I don’t deny that there is an educative function to bringing visiting speakers to campus; but in so far as there is education for the students involved it is usually more in the planning and organizing of the event than in what was said or debated at the event itself.+ (Invited visiting speakers to a class or a department can be genuinely educative.) In fact, as Olúf??mi O. Táíwò recently emphasized in a different context, a lot of what passes for campus ‘debate’ is very far removed from the minimal norms of rational inquiry and basic standards common to a true education. Even leaving aside culture war issues, usually the campus wide visiting speaker program reflects honoring academic achievement of the past not advancing knowledge or transferring skills or knowledge. While this may not fit the norms of the attention economy educators know that campus visitors and campus ‘debate’ are not a proper part of education; they are at best focal points for starting or acknowledging topics worth attending to. Having such shared focal points may be useful in education and politics, but campus debate is little more valuable than that. It is, of course, profitable to small group of minor intellectual celebrities and professional provocateurs.

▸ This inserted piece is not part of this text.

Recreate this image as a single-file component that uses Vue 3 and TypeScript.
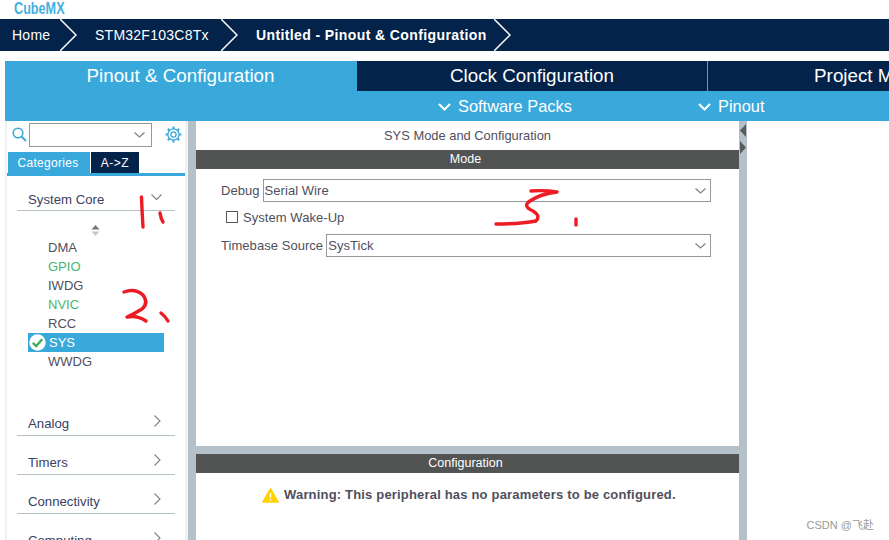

Let me close with a final thought. I suspect that part of the conflation of academic freedom and freedom of speech is encouraged by how during the last sixty to seventy years the influential and expansive American free-speech doctrines associated with a robust interpretation of the first Amendment came to be very closely associated with a mythical, misreading of On Liberty. (I have railed against it so many times that I won’t repeat the evidence here [but for a quick update see here; here; here with further links.]) This misreading of On Liberty claims (see Gordon 1997) that in a free marketplace of ideas truth will or might emerge over time. (Lurking in the misreading is also a kind of ascription of providentialism wholly foreign to Mill & Taylor.) The popular myth widely accepted among the chattering classes ascribes to political speech a function more fruitfully and less controversially associated with academic freedom, and in doing so effaces the boundaries between them.
- A revised version of this post was first published at Digressionsnimpressions (here).
*Not all lying is, of course, permitted under freedom of speech, but the exceptions usually do not involve political speech or (as in political defamation) have to pass a very high bar.
**In some Germanic countries one’s political ambitions may be hurt; but these are the exceptions that prove the rule.
+This is not the whole of my position. As regular readers know (recall) I argue that some kinds of student protesting with ‘teach-ins’ can be a form of social experimentation and collective learning that may educate a campus or a wider society.